Selain itu, ada 188 proyek infrastruktur pengendalian banjir dan lahar, pengelolaan bendungan, serta pengelolaan drainase utama perkotaan pada Ditjen Sumber Daya Air Kementerian PUPR sebesar Rp 2,73 triliun yang didanai SBSN. Dana bebas riba juga membiayai 11 proyek embarkasi haji di Ditjen Pengelolaan Haji dan Umrah Kementerian Agama senilai Rp 424 miliar.

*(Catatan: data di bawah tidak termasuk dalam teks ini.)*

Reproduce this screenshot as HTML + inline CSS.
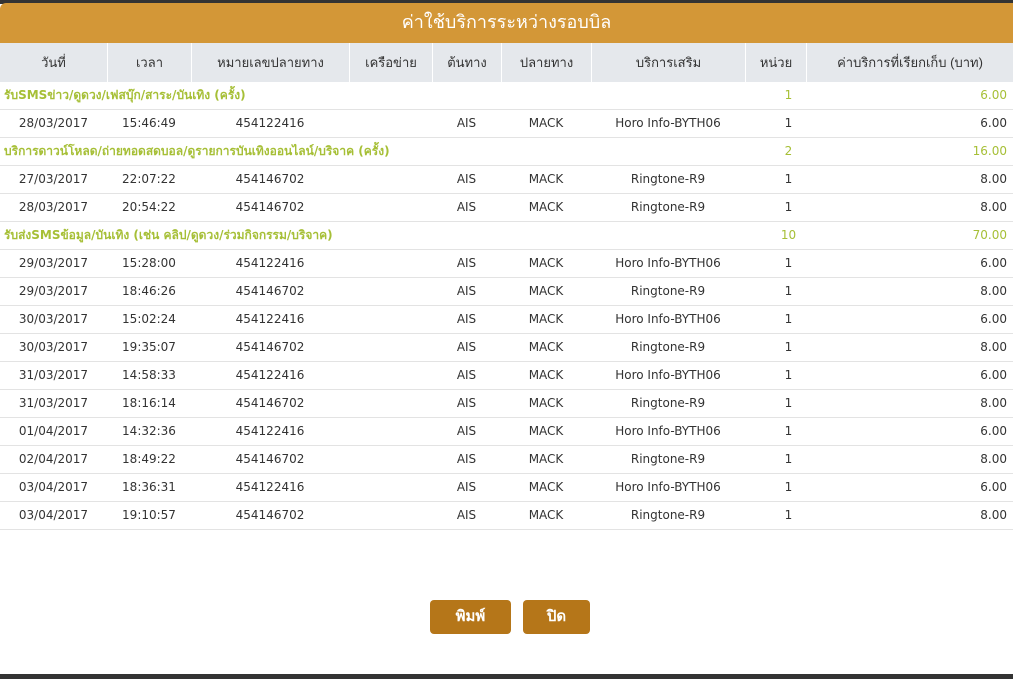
<!DOCTYPE html>
<html><head><meta charset="utf-8">
<style>
*{margin:0;padding:0;box-sizing:border-box}
body{width:1013px;height:679px;overflow:hidden;background:#fff;font-family:"DejaVu Sans","Liberation Sans",sans-serif;position:relative}
.top{position:absolute;left:0;top:0;width:1013px;height:4px;background:#333}
.title{position:absolute;left:0;top:3px;width:1013px;height:40px;background:#D39737;color:#fff;font-size:18px;text-align:center;line-height:38px;font-family:"Liberation Sans",sans-serif;border-radius:6px 0 0 0}
.hdr{position:absolute;left:0;top:43px;width:1013px;height:39px;background:#E5E8EC}
.hdr div{position:absolute;top:0;height:39px;line-height:39px;text-align:center;font-size:13px;color:#333;font-family:"Liberation Sans",sans-serif;border-left:1px solid #fff}
.row{position:absolute;left:0;width:1013px;height:28px;border-bottom:1px solid #E3E3E3}
.row div{position:absolute;top:0;height:27px;line-height:27px;font-size:12px;color:#333;text-align:center;white-space:nowrap}
.g div{color:#A6BF36}
.g .t{font-weight:bold;text-align:left;left:4px}
.btn{position:absolute;top:600px;height:34px;background:#B57619;color:#fff;font-weight:bold;font-size:15px;text-align:center;line-height:34px;border-radius:4px;font-family:"Liberation Sans",sans-serif}
.bot{position:absolute;left:0;top:674px;width:1013px;height:5px;background:#333}
</style></head><body>
<div class="top"></div>
<div class="title">ค่าใช้บริการระหว่างรอบบิล</div>
<div class="hdr">
<div style="left:0;width:107px;border:0">วันที่</div>
<div style="left:107px;width:84px">เวลา</div>
<div style="left:191px;width:158px">หมายเลขปลายทาง</div>
<div style="left:349px;width:83px">เครือข่าย</div>
<div style="left:432px;width:69px">ต้นทาง</div>
<div style="left:501px;width:90px">ปลายทาง</div>
<div style="left:591px;width:154px">บริการเสริม</div>
<div style="left:745px;width:61px">หน่วย</div>
<div style="left:806px;width:207px">ค่าบริการที่เรียกเก็บ (บาท)</div>
</div>
<div id="rows"></div>
<div class="btn" style="left:430px;width:81px">พิมพ์</div>
<div class="btn" style="left:523px;width:67px">ปิด</div>
<div class="bot"></div>
<div style="position:absolute;left:0;top:82px">
<div class="row g" style="top:0"><div class="t">รับSMSข่าว/ดูดวง/เฟสบุ๊ก/สาระ/บันเทิง (ครั้ง)</div><div style="left:745px;width:87px">1</div><div style="right:6px;text-align:right">6.00</div></div>
<div class="row" style="top:28px"><div style="left:0;width:107px">28/03/2017</div><div style="left:107px;width:84px">15:46:49</div><div style="left:191px;width:158px">454122416</div><div style="left:432px;width:69px">AIS</div><div style="left:501px;width:90px">MACK</div><div style="left:591px;width:154px">Horo Info-BYTH06</div><div style="left:745px;width:87px">1</div><div style="right:6px">6.00</div></div>
<div class="row g" style="top:56px"><div class="t">บริการดาวน์โหลด/ถ่ายทอดสดบอล/ดูรายการบันเทิงออนไลน์/บริจาค (ครั้ง)</div><div style="left:745px;width:87px">2</div><div style="right:6px">16.00</div></div>
<div class="row" style="top:84px"><div style="left:0;width:107px">27/03/2017</div><div style="left:107px;width:84px">22:07:22</div><div style="left:191px;width:158px">454146702</div><div style="left:432px;width:69px">AIS</div><div style="left:501px;width:90px">MACK</div><div style="left:591px;width:154px">Ringtone-R9</div><div style="left:745px;width:87px">1</div><div style="right:6px">8.00</div></div>
<div class="row" style="top:112px"><div style="left:0;width:107px">28/03/2017</div><div style="left:107px;width:84px">20:54:22</div><div style="left:191px;width:158px">454146702</div><div style="left:432px;width:69px">AIS</div><div style="left:501px;width:90px">MACK</div><div style="left:591px;width:154px">Ringtone-R9</div><div style="left:745px;width:87px">1</div><div style="right:6px">8.00</div></div>
<div class="row g" style="top:140px"><div class="t">รับส่งSMSข้อมูล/บันเทิง (เช่น คลิป/ดูดวง/ร่วมกิจกรรม/บริจาค)</div><div style="left:745px;width:87px">10</div><div style="right:6px">70.00</div></div>
<div class="row" style="top:168px"><div style="left:0;width:107px">29/03/2017</div><div style="left:107px;width:84px">15:28:00</div><div style="left:191px;width:158px">454122416</div><div style="left:432px;width:69px">AIS</div><div style="left:501px;width:90px">MACK</div><div style="left:591px;width:154px">Horo Info-BYTH06</div><div style="left:745px;width:87px">1</div><div style="right:6px">6.00</div></div>
<div class="row" style="top:196px"><div style="left:0;width:107px">29/03/2017</div><div style="left:107px;width:84px">18:46:26</div><div style="left:191px;width:158px">454146702</div><div style="left:432px;width:69px">AIS</div><div style="left:501px;width:90px">MACK</div><div style="left:591px;width:154px">Ringtone-R9</div><div style="left:745px;width:87px">1</div><div style="right:6px">8.00</div></div>
<div class="row" style="top:224px"><div style="left:0;width:107px">30/03/2017</div><div style="left:107px;width:84px">15:02:24</div><div style="left:191px;width:158px">454122416</div><div style="left:432px;width:69px">AIS</div><div style="left:501px;width:90px">MACK</div><div style="left:591px;width:154px">Horo Info-BYTH06</div><div style="left:745px;width:87px">1</div><div style="right:6px">6.00</div></div>
<div class="row" style="top:252px"><div style="left:0;width:107px">30/03/2017</div><div style="left:107px;width:84px">19:35:07</div><div style="left:191px;width:158px">454146702</div><div style="left:432px;width:69px">AIS</div><div style="left:501px;width:90px">MACK</div><div style="left:591px;width:154px">Ringtone-R9</div><div style="left:745px;width:87px">1</div><div style="right:6px">8.00</div></div>
<div class="row" style="top:280px"><div style="left:0;width:107px">31/03/2017</div><div style="left:107px;width:84px">14:58:33</div><div style="left:191px;width:158px">454122416</div><div style="left:432px;width:69px">AIS</div><div style="left:501px;width:90px">MACK</div><div style="left:591px;width:154px">Horo Info-BYTH06</div><div style="left:745px;width:87px">1</div><div style="right:6px">6.00</div></div>
<div class="row" style="top:308px"><div style="left:0;width:107px">31/03/2017</div><div style="left:107px;width:84px">18:16:14</div><div style="left:191px;width:158px">454146702</div><div style="left:432px;width:69px">AIS</div><div style="left:501px;width:90px">MACK</div><div style="left:591px;width:154px">Ringtone-R9</div><div style="left:745px;width:87px">1</div><div style="right:6px">8.00</div></div>
<div class="row" style="top:336px"><div style="left:0;width:107px">01/04/2017</div><div style="left:107px;width:84px">14:32:36</div><div style="left:191px;width:158px">454122416</div><div style="left:432px;width:69px">AIS</div><div style="left:501px;width:90px">MACK</div><div style="left:591px;width:154px">Horo Info-BYTH06</div><div style="left:745px;width:87px">1</div><div style="right:6px">6.00</div></div>
<div class="row" style="top:364px"><div style="left:0;width:107px">02/04/2017</div><div style="left:107px;width:84px">18:49:22</div><div style="left:191px;width:158px">454146702</div><div style="left:432px;width:69px">AIS</div><div style="left:501px;width:90px">MACK</div><div style="left:591px;width:154px">Ringtone-R9</div><div style="left:745px;width:87px">1</div><div style="right:6px">8.00</div></div>
<div class="row" style="top:392px"><div style="left:0;width:107px">03/04/2017</div><div style="left:107px;width:84px">18:36:31</div><div style="left:191px;width:158px">454122416</div><div style="left:432px;width:69px">AIS</div><div style="left:501px;width:90px">MACK</div><div style="left:591px;width:154px">Horo Info-BYTH06</div><div style="left:745px;width:87px">1</div><div style="right:6px">6.00</div></div>
<div class="row" style="top:420px"><div style="left:0;width:107px">03/04/2017</div><div style="left:107px;width:84px">19:10:57</div><div style="left:191px;width:158px">454146702</div><div style="left:432px;width:69px">AIS</div><div style="left:501px;width:90px">MACK</div><div style="left:591px;width:154px">Ringtone-R9</div><div style="left:745px;width:87px">1</div><div style="right:6px">8.00</div></div>
</div>
</body></html>
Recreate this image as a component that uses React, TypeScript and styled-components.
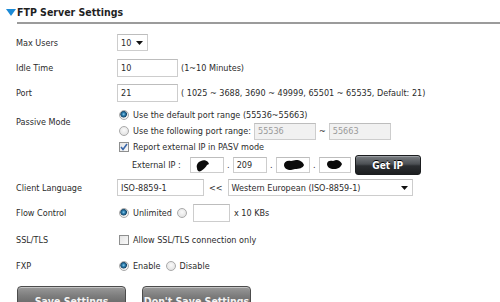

Sebanyak 32 proyek pembangunan sarana dan fasilitas gedung Perguruan Tinggi Keagamaan Islam Negeri di Ditjen Pendidikan Islam Kemenag senilai Rp 1,05 triliun) pun didanai SBSN. Lantas, pembiayaan yang sama digunakan di 256 proyek pembangunan ditambah rehabilitasi gedung balai nikah dan manasik haji di Ditjen Bimbingan Masyarakat Islam Kemenag dengan nilai Rp 315 miliar.
Tahun ini, Direktorat Jenderal Pengelolaan Pembiayaan dan Risiko Kementerian Keuangan pun sudah mengeluarkan SBSN senilai Rp 22,53 triliun. SBSN akan dipakai untuk membiayai 587 proyek infrastruktur.